= Joel Keller =

Canadian actor

Joel Keller, sometimes credited as Joel S. Keller, is a Canadian film and television actor, best known for his regular roles as detective Ed Oosterhuis in the television series Blue Murder, and Bill in Men with Brooms.

He began his career as a teen actor, appearing in television series such as Road to Avonlea, E.N.G. and Catwalk in the early 1990s. In 1995 he also appeared in a controversial series of Labatt's beer commercials; despite being 23 years old at the time, his youthful appearance led to complaints that he was "too young" to be drinking or selling beer, ultimately resulting in the Canadian Radio-television and Telecommunications Commission ordering the ads to be pulled from broadcast even though one of the ads featured Keller showing his real-life identification to prove that he was of drinking age.

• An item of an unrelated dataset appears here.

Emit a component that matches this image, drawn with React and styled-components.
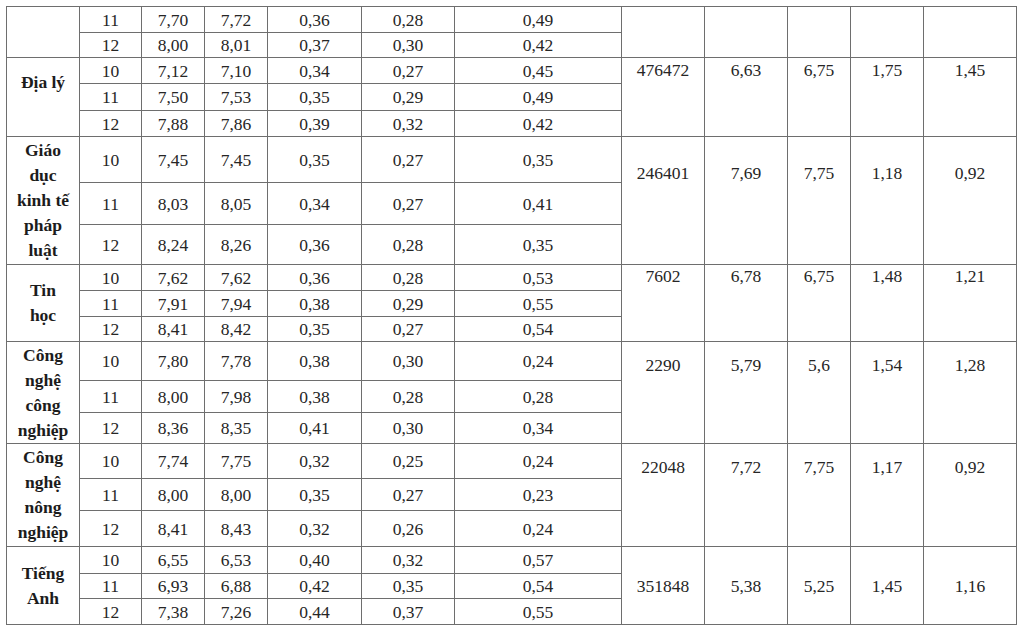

He became more widely known for his supporting role as Fletcher in the film The Hanging Garden, and later had supporting roles in film and television, including the films The Life Before This and The Art of Woo, before the premiere of Blue Murder in 2001.

Following the end of Blue Murder he had a recurring role as Jake Sharpe in Durham County, prior to the premiere of Men with Brooms in 2010. Keller and his other cast members in Men with Brooms received a Canadian Comedy Award nomination for Best Ensemble Performance in Television at the 12th Canadian Comedy Awards in 2011.

He played Karl Bélanger in the 2013 television film Jack, and has since had supporting appearances in the television series Saving Hope, Murdoch Mysteries, The Listener, Covert Affairs, Remedy, Rogue, Blood and Water, Heartland, Designated Survivor, Painkiller and Fellow Travelers, and the films The Sound and The Grizzlies.